Belgische Demonstranten: Bekommt das Land endlich eine Regierung?
Foto: NICOLAS MAETERLINCK/ AFPBrüssel - 485 Tage nach den Parlamentswahlen im Jahr 2010 scheint eine Regierungsbildung in Belgien in greifbare Nähe gerückt. Am Dienstag verkündete der belgischer Vermittler Elio Di Rupo in Brüssel eine Lösung im Streit über die Staatsreform. "Wir haben eine Einigung", erklärte Di Rupo belgischen Medien zufolge zusammen mit Vertretern von acht belgischen Parteien.
Di Rupo sprach von einem ersten, aber fundamentalen Schritt historischen Ausmaßes. "Das heutige Belgien wird sich sehr von dem morgigen unterscheiden", betonte der Sozialist, der im französischsprachigen Teil Belgiens als Wahlsieger aus den Parlamentswahlen hervorgegangen war.
Laut Di Rupo soll nun in den kommenden Tagen über die Bildung einer Koalitionsregierung verhandelt werden, auf die die Belgier seit rund 15 Monaten warten. Das Königreich ist seit dem Urnengang im Juni 2010 ohne gewählte Regierung - ein Weltrekord.

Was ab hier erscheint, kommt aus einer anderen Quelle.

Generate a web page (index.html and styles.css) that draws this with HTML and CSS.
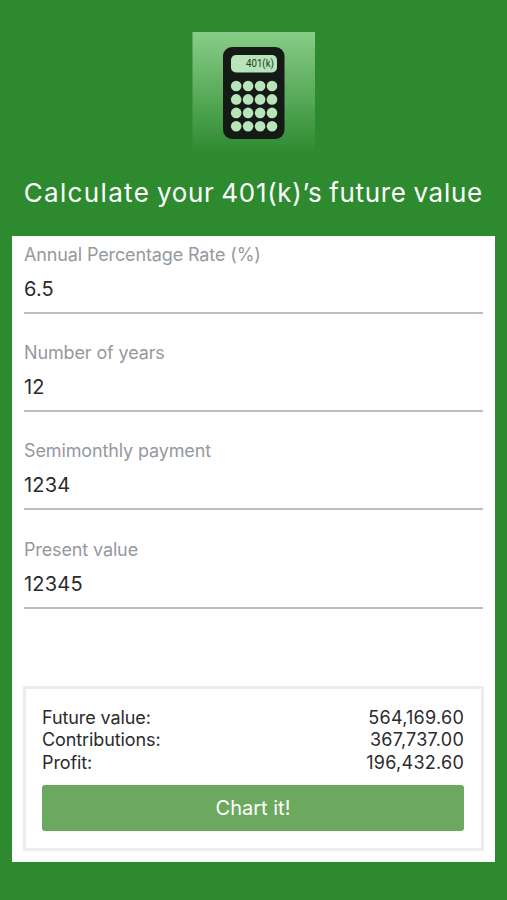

Die zwischen acht belgischen Parteien ausgehandelte Lösung, die am Dienstag in Brüssel der Öffentlichkeit präsentiert wurde, sieht einen erheblichen Machtzuwachs der Regionen vor. Künftig sollen diese eigene Steuern erheben können, mehr Entscheidungsgewalt in der Arbeitsmarktpolitik und der Sozialpolitik bekommen und auch eigenständig über Geschwindigkeitsbegrenzungen auf ihren Straßen entscheiden können. Außen- und Verteidigungspolitik, soziale Sicherheit sowie der nationale Bahnverkehr sollen in der Zuständigkeit der Zentralregierung bleiben.
Haushalt muss dringend aufgestellt werden
Vor allem die wirtschaftlich deutlich stärkeren Flamen hatten auf mehr Unabhängigkeit, zum Teil sogar auf Unabhängigkeit gepocht, ein Szenario, das bei den Wallonen auf wenig Gegenliebe stößt. Die N-VA, die 2010 in Flandern als stärkste Partei aus den Wahlen hervorgegangen war und deutlich mehr Unabhängigkeit einfordert, war nicht an der präsentierten Einigung beteiligt.

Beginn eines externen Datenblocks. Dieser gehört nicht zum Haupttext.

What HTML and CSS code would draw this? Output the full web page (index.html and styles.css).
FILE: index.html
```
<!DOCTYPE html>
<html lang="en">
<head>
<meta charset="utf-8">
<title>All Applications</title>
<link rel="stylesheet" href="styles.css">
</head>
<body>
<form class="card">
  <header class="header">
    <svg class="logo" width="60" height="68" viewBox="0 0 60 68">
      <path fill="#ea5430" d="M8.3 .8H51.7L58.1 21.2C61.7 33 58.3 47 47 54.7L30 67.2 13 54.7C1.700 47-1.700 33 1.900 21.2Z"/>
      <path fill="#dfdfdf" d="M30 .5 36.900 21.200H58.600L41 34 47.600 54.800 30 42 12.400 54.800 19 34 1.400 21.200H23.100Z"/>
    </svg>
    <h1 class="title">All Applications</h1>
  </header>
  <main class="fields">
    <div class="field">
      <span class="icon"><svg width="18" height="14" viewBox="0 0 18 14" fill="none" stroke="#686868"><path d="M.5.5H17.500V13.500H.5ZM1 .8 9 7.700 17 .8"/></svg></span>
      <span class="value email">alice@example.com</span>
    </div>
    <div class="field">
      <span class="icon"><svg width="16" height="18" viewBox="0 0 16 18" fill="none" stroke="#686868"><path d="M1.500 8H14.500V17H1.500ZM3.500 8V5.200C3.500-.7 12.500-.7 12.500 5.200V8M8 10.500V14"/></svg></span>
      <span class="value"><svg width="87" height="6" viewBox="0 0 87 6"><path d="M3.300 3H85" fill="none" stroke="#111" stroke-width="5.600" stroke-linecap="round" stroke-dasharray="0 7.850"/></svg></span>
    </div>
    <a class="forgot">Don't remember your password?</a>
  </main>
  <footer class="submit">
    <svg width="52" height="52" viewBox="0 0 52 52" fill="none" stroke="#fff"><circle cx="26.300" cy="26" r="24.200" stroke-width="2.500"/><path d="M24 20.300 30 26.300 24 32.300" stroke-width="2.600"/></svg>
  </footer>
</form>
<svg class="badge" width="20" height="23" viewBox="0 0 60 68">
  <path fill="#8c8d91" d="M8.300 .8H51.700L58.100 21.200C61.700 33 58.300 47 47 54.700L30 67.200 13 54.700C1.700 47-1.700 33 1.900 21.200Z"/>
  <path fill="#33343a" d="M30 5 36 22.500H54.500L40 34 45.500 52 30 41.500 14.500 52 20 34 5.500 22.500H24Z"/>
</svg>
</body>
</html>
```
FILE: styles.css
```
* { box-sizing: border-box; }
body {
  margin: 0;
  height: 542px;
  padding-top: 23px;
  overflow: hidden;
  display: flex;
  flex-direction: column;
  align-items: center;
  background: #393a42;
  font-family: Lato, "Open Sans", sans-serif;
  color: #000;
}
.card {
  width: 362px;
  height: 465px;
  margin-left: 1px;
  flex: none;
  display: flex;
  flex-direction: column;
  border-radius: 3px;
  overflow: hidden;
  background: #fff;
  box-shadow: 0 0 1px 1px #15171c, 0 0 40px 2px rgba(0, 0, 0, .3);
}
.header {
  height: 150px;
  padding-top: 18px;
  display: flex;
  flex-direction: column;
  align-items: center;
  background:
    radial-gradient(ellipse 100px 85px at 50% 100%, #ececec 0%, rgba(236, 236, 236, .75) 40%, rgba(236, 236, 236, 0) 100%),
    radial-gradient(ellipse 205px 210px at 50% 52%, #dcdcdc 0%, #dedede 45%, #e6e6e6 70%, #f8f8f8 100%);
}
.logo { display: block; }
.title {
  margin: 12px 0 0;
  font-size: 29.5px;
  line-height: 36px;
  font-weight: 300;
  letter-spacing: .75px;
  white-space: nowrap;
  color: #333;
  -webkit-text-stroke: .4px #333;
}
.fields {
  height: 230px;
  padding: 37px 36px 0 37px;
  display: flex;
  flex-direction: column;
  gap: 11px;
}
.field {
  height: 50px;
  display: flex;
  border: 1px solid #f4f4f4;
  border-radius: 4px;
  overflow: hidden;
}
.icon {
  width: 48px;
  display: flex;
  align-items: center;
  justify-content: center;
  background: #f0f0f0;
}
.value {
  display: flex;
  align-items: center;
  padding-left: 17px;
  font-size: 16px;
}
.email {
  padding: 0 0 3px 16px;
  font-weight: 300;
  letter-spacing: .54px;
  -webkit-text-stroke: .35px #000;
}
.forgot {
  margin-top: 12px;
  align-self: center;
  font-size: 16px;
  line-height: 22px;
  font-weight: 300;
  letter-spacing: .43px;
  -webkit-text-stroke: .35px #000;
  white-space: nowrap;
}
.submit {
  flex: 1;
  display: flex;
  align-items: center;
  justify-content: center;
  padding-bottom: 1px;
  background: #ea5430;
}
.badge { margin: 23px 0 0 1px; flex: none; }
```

Eine Garantie, dass Belgien nun in Kürze eine Regierung bekommen wird, ist die Einigung, die in eine sechste belgische Staatsreform münden könnte, allerdings nicht. Nun steht eine Regierungsbildung an. Außerdem muss dringend ein Haushalt für 2012 aufgestellt werden. Bis 2015 müssen insgesamt 24 Milliarden Euro eingespart werden. Belgiens Staatsverschuldung ist mit fast hundert Prozent der Wirtschaftsleistung sehr hoch - das Land wird deshalb von den Finanzmärkten intensiv beobachtet.
Die Zeit drängt. Erst vor kurzem hatte die noch amtierende Übergangsregierung die Verstaatlichung des belgischen Teils der belgisch-französischen Dexia-Bank beschlossen - für vier Milliarden Euro, was die ohnehin angespannte Haushaltslage Belgiens weiter verschlimmern dürfte. Zudem hat der noch amtierende Regierungschef Yves Leterme einen Posten bei der Organisation für wirtschaftliche Zusammenarbeit und Entwicklung (OECD) angenommen, den er spätestens Ende des Jahres antreten will.